Nous irons dans le sens obligatoire de la circulation
automobile de cette partie déjà haute
de la rue du Liban, en montant de l’avenue Fouad
Chéhab se confondant avec la place Tabaris,
véritable tourbillon de circulation, jusqu’à
la rue Abdel-Wahab El Englizi. Dès les premiers
pas, subitement tout change, nous laissons les rumeurs
du quotidien frénétique pour atteindre
une atmosphère paisible. La trajectoire n’est
pas compliquée puisqu’elle est toute
droite dans sa simplicité sereine. Nous sentons
le geste tranquille de la main de l’urbaniste
suivant le bord de la large règle afin de tracer
cette belle horizontale. Sur un visage jeune, intelligent,
il porte de fines moustaches effilées avec
des lorgnons sur un regard acéré. Cette
rue n’est pas trop large puisqu’elle n’accepte
que deux voitures de front ; une file immobile contre
le trottoir de gauche et l’espace de circulation.

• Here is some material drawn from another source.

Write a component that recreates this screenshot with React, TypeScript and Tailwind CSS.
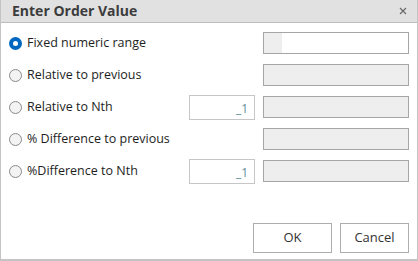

D’ailleurs faut-il parler d’automobiles
?
L’atmosphère générale de
cette rue n’appelle pas la circulation malgré
la rectitude de son tracée. Véritablement
elle est faite pour être montée ou descendue
au rythme du pas méditatif du passant aux souliers
bien cirés. Il est presque seul. Sans trop
d’effort, il suit ses projets tout en marchant.
Les trottoirs modestes mais continus lui servent de
discrète ligne de conduite. En vérité
ils ne sont là que pour vous offrir une sauvegarde
quand de temps en temps passe un véhicule…hippomobile
vous avertissant par le son des sabots sur le pavé.
Je ne sais pas pourquoi malgré le vrombissement
des véhicules automobiles mon oreille attend
toujours un autre bruit que je n’ai jamais entendu.
Quoiqu’il en soit il existe une heure depuis
la fraîcheur matinale du jour jusqu’à
la douceur de la nuit où vous pourrez aller
sans être gêné en aucune façon
dans vos réflexions.
Ainsi tout d’abord dans la pente la plus forte
du départ, reste de ses origines, vous verrez
venir sur votre droite en angle droit la rue de l’Université
Saint Joseph. Le nom seul vous appelle au sérieux
de l’étude. Elle repartira sur votre
gauche en prenant un angle différent et un
autre nom, celui des Saints Cœurs. Vous pourrez
y découvrir un angle d’une rénovation
réussie dans la citée moderne. Quelques
pas plus loin sur votre gauche la rue Gergi Zeidan
de l’ancienne Résidence des Jésuites
viendra s’arrêter sur votre trajet pour
vous saluer discrètement.
A l’angle, une belle maison laissée à
l’abandon vous regardera passer dans un silence
méditatif de ses fenêtres béantes
aux contours sculptés. Jonchée de feuilles
mortes une ancienne et belle entrée aux escaliers
changeant de rythme toutes les cinq marches en prenant
appuie sur des balustrades, ne reçoit plus
grand monde depuis longtemps. Elle se ferme par un
portail rouillé nous offrant les charmes de
la nostalgie au travers de ses grilles tandis que
les vantaux du bas appellent encore discrètement
le propriétaire de ses initiales à demi
effacées ; M sur l’un des battant, H
deviné sur l’autre.
Encore quelques pas plus larges, car vous êtes
maintenant arrivé au sommet du plateau, le
premier vrai croisement vous mettra en contact avec
la rue Huvelin sur votre droite qui sur l’autre
côté avait pour nom Ghandour. Là,
vous êtes au cœur de l’activité
bien paisible de notre rue. Deux ou trois chauffeurs
de taxis égrenant leur patience d’ambre
vous dévisagent en silence. Non, vous n’avez
besoin de personne. D’ailleurs d’avoir
la nécessité immédiate de partir
à toute vitesse aurait quelque chose d’incongrue.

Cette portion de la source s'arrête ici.